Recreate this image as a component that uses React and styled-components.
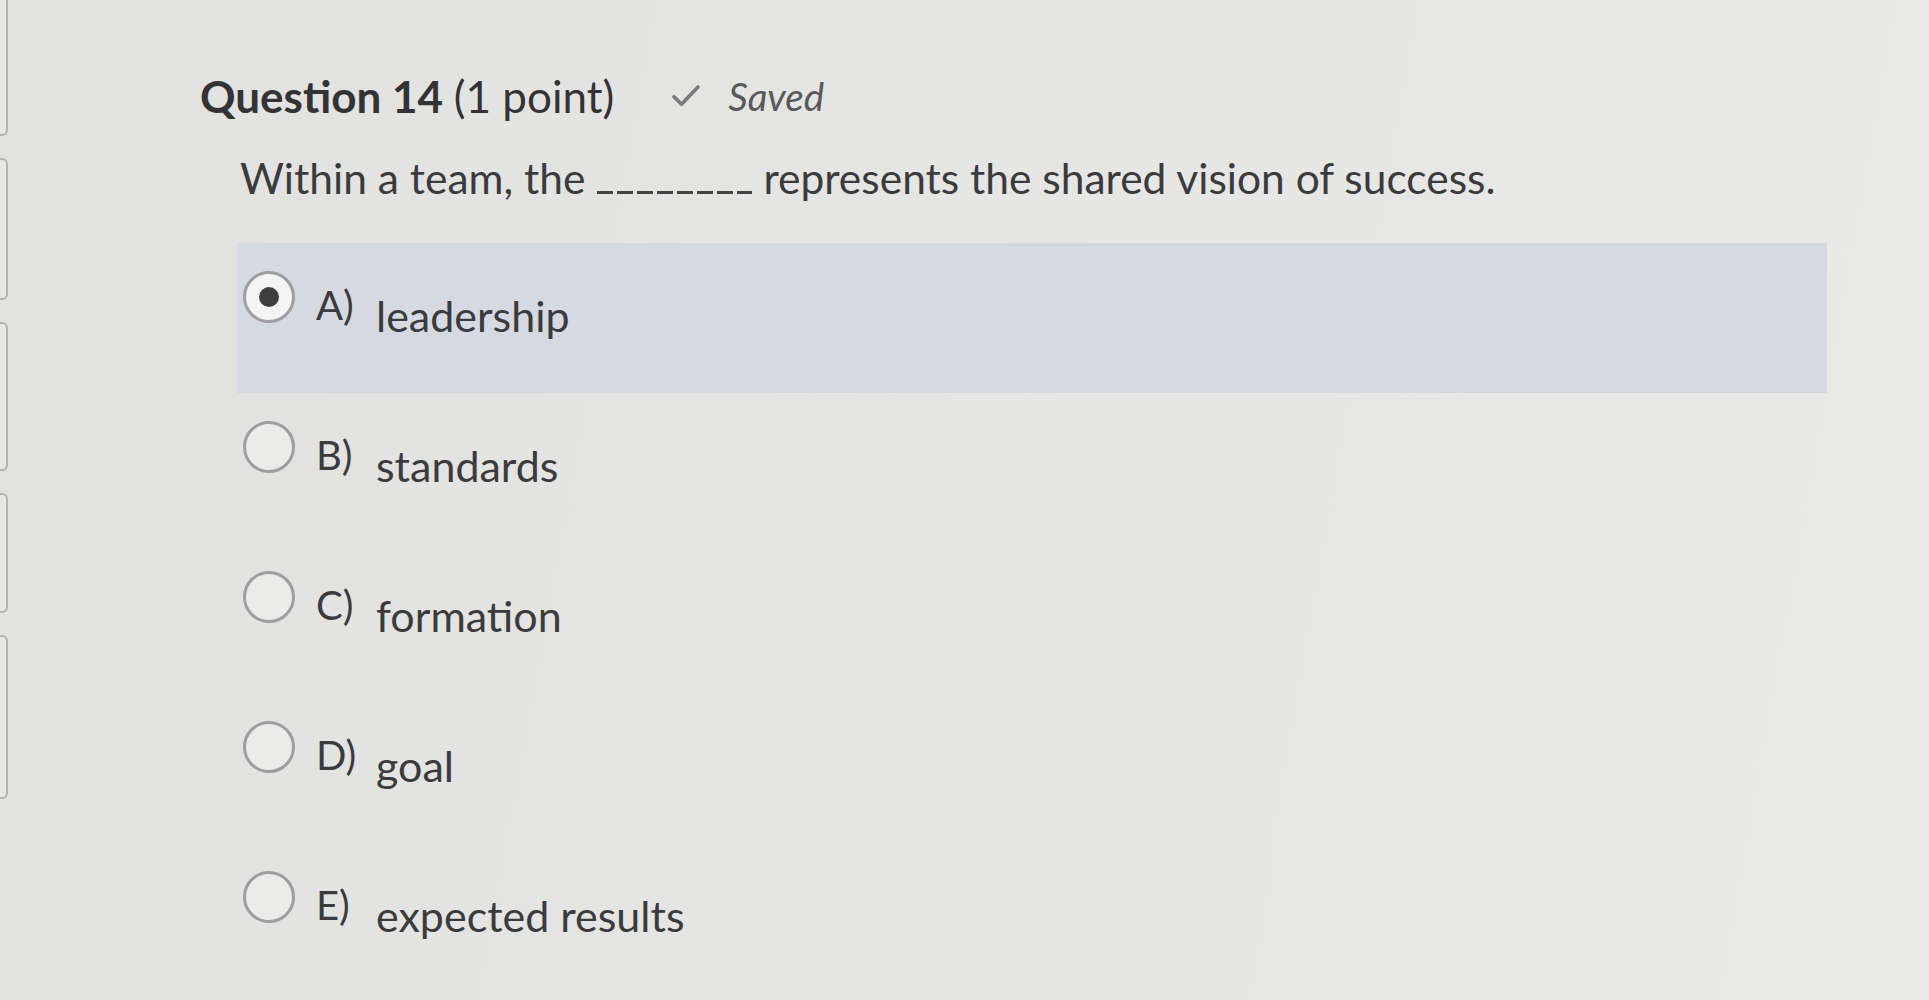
import React from 'react';
import styled, { createGlobalStyle } from 'styled-components';

const GlobalStyle = createGlobalStyle`
  html, body {
    margin: 0;
    padding: 0;
    background: #e4e4e2;
  }
  body {
    font-family: Lato, "Open Sans", sans-serif;
    color: #3b3b3d;
  }
`;

const Page = styled.div`
  display: flex;
  width: 1929px;
  height: 1000px;
  overflow: hidden;
  background: linear-gradient(100deg, #e1e1df 0%, #e6e6e4 55%, #e9e9e7 100%);
`;

const Rail = styled.div`
  display: flex;
  flex-direction: column;
  gap: 22px;
  width: 8px;
  margin-top: -10px;
`;

const Tab = styled.div`
  height: ${(p) => p.h}px;
  border: 2px solid #b3b3b1;
  border-left: none;
  border-radius: 0 6px 6px 0;
  background: #e7e7e5;
`;

const Content = styled.div`
  flex: 1;
  padding: 68px 0 0 192px;
`;

const Header = styled.div`
  display: flex;
  align-items: center;
  height: 56px;
`;

const Title = styled.h2`
  margin: 0;
  font-size: 44px;
  font-weight: 700;
  color: #333335;
  span {
    font-weight: 400;
  }
`;

const Saved = styled.div`
  display: flex;
  align-items: center;
  gap: 24px;
  margin-left: 54px;
  font-size: 38.5px;
  font-style: italic;
  color: #59595b;
`;

const Prompt = styled.p`
  margin: 28px 0 0 40px;
  font-size: 42.5px;
  color: #3b3b3d;
`;

const Blank = styled.span`
  display: inline-block;
  width: 155px;
  height: 3px;
  margin: 0 11px 0 12px;
  vertical-align: baseline;
  background: repeating-linear-gradient(90deg, #444 0 16px, transparent 16px 20px);
`;

const Options = styled.div`
  margin: 40px 0 0 37px;
  width: 1590px;
`;

const Option = styled.div`
  display: flex;
  align-items: flex-start;
  height: 150px;
  padding: 28px 0 0 6px;
  box-sizing: border-box;
  background: ${(p) => (p.selected ? '#d5d9e1' : 'transparent')};
`;

const Radio = styled.div`
  flex: none;
  display: flex;
  align-items: center;
  justify-content: center;
  width: 52px;
  height: 52px;
  border-radius: 50%;
  border: 3px solid #9e9ea0;
  box-sizing: border-box;
  background: ${(p) => (p.selected ? '#f4f4f4' : '#ebebe9')};
`;

const Dot = styled.div`
  width: 20px;
  height: 20px;
  border-radius: 50%;
  background: #3f3f41;
`;

const Letter = styled.span`
  margin: 10px 0 0 21px;
  width: 60px;
  font-size: 40px;
  color: #3b3b3d;
`;

const Answer = styled.span`
  margin-top: 19px;
  font-size: 43px;
  color: #3b3b3d;
`;

const options = [
  { letter: 'A)', text: 'leadership', selected: true },
  { letter: 'B)', text: 'standards' },
  { letter: 'C)', text: 'formation' },
  { letter: 'D)', text: 'goal' },
  { letter: 'E)', text: 'expected results' },
];

export default function App() {
  return (
    <>
      <GlobalStyle />
      <Page>
        <Rail>
          <Tab h={142} />
          <Tab h={138} />
          <Tab h={145} />
          <Tab h={116} />
          <Tab h={160} />
        </Rail>
        <Content>
          <Header>
            <Title>
              Question 14 <span>(1 point)</span>
            </Title>
            <Saved>
              <svg width="36" height="36" viewBox="0 0 24 24" fill="none" stroke="#7a7a7c" strokeWidth="2.4" strokeLinecap="round" strokeLinejoin="round">
                <path d="M4 12.5l5 5L20 6" />
              </svg>
              Saved
            </Saved>
          </Header>
          <Prompt>
            Within a team, the<Blank />represents the shared vision of success.
          </Prompt>
          <Options>
            {options.map((o) => (
              <Option key={o.letter} selected={o.selected}>
                <Radio selected={o.selected}>{o.selected && <Dot />}</Radio>
                <Letter>{o.letter}</Letter>
                <Answer>{o.text}</Answer>
              </Option>
            ))}
          </Options>
        </Content>
      </Page>
    </>
  );
}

_ _ _ _

Requirements>
Your copy of the data above should match it exactly, except that pictures are left out.

Correct response>
Recreate this image as a component that uses React and styled-components.
import React from 'react';
import styled, { createGlobalStyle } from 'styled-components';

const GlobalStyle = createGlobalStyle`
  html, body {
    margin: 0;
    padding: 0;
    background: #e4e4e2;
  }
  body {
    font-family: Lato, "Open Sans", sans-serif;
    color: #3b3b3d;
  }
`;

const Page = styled.div`
  display: flex;
  width: 1929px;
  height: 1000px;
  overflow: hidden;
  background: linear-gradient(100deg, #e1e1df 0%, #e6e6e4 55%, #e9e9e7 100%);
`;

const Rail = styled.div`
  display: flex;
  flex-direction: column;
  gap: 22px;
  width: 8px;
  margin-top: -10px;
`;

const Tab = styled.div`
  height: ${(p) => p.h}px;
  border: 2px solid #b3b3b1;
  border-left: none;
  border-radius: 0 6px 6px 0;
  background: #e7e7e5;
`;

const Content = styled.div`
  flex: 1;
  padding: 68px 0 0 192px;
`;

const Header = styled.div`
  display: flex;
  align-items: center;
  height: 56px;
`;

const Title = styled.h2`
  margin: 0;
  font-size: 44px;
  font-weight: 700;
  color: #333335;
  span {
    font-weight: 400;
  }
`;

const Saved = styled.div`
  display: flex;
  align-items: center;
  gap: 24px;
  margin-left: 54px;
  font-size: 38.5px;
  font-style: italic;
  color: #59595b;
`;

const Prompt = styled.p`
  margin: 28px 0 0 40px;
  font-size: 42.5px;
  color: #3b3b3d;
`;

const Blank = styled.span`
  display: inline-block;
  width: 155px;
  height: 3px;
  margin: 0 11px 0 12px;
  vertical-align: baseline;
  background: repeating-linear-gradient(90deg, #444 0 16px, transparent 16px 20px);
`;

const Options = styled.div`
  margin: 40px 0 0 37px;
  width: 1590px;
`;

const Option = styled.div`
  display: flex;
  align-items: flex-start;
  height: 150px;
  padding: 28px 0 0 6px;
  box-sizing: border-box;
  background: ${(p) => (p.selected ? '#d5d9e1' : 'transparent')};
`;

const Radio = styled.div`
  flex: none;
  display: flex;
  align-items: center;
  justify-content: center;
  width: 52px;
  height: 52px;
  border-radius: 50%;
  border: 3px solid #9e9ea0;
  box-sizing: border-box;
  background: ${(p) => (p.selected ? '#f4f4f4' : '#ebebe9')};
`;

const Dot = styled.div`
  width: 20px;
  height: 20px;
  border-radius: 50%;
  background: #3f3f41;
`;

const Letter = styled.span`
  margin: 10px 0 0 21px;
  width: 60px;
  font-size: 40px;
  color: #3b3b3d;
`;

const Answer = styled.span`
  margin-top: 19px;
  font-size: 43px;
  color: #3b3b3d;
`;

const options = [
  { letter: 'A)', text: 'leadership', selected: true },
  { letter: 'B)', text: 'standards' },
  { letter: 'C)', text: 'formation' },
  { letter: 'D)', text: 'goal' },
  { letter: 'E)', text: 'expected results' },
];

export default function App() {
  return (
    <>
      <GlobalStyle />
      <Page>
        <Rail>
          <Tab h={142} />
          <Tab h={138} />
          <Tab h={145} />
          <Tab h={116} />
          <Tab h={160} />
        </Rail>
        <Content>
          <Header>
            <Title>
              Question 14 <span>(1 point)</span>
            </Title>
            <Saved>
              <svg width="36" height="36" viewBox="0 0 24 24" fill="none" stroke="#7a7a7c" strokeWidth="2.4" strokeLinecap="round" strokeLinejoin="round">
                <path d="M4 12.5l5 5L20 6" />
              </svg>
              Saved
            </Saved>
          </Header>
          <Prompt>
            Within a team, the<Blank />represents the shared vision of success.
          </Prompt>
          <Options>
            {options.map((o) => (
              <Option key={o.letter} selected={o.selected}>
                <Radio selected={o.selected}>{o.selected && <Dot />}</Radio>
                <Letter>{o.letter}</Letter>
                <Answer>{o.text}</Answer>
              </Option>
            ))}
          </Options>
        </Content>
      </Page>
    </>
  );
}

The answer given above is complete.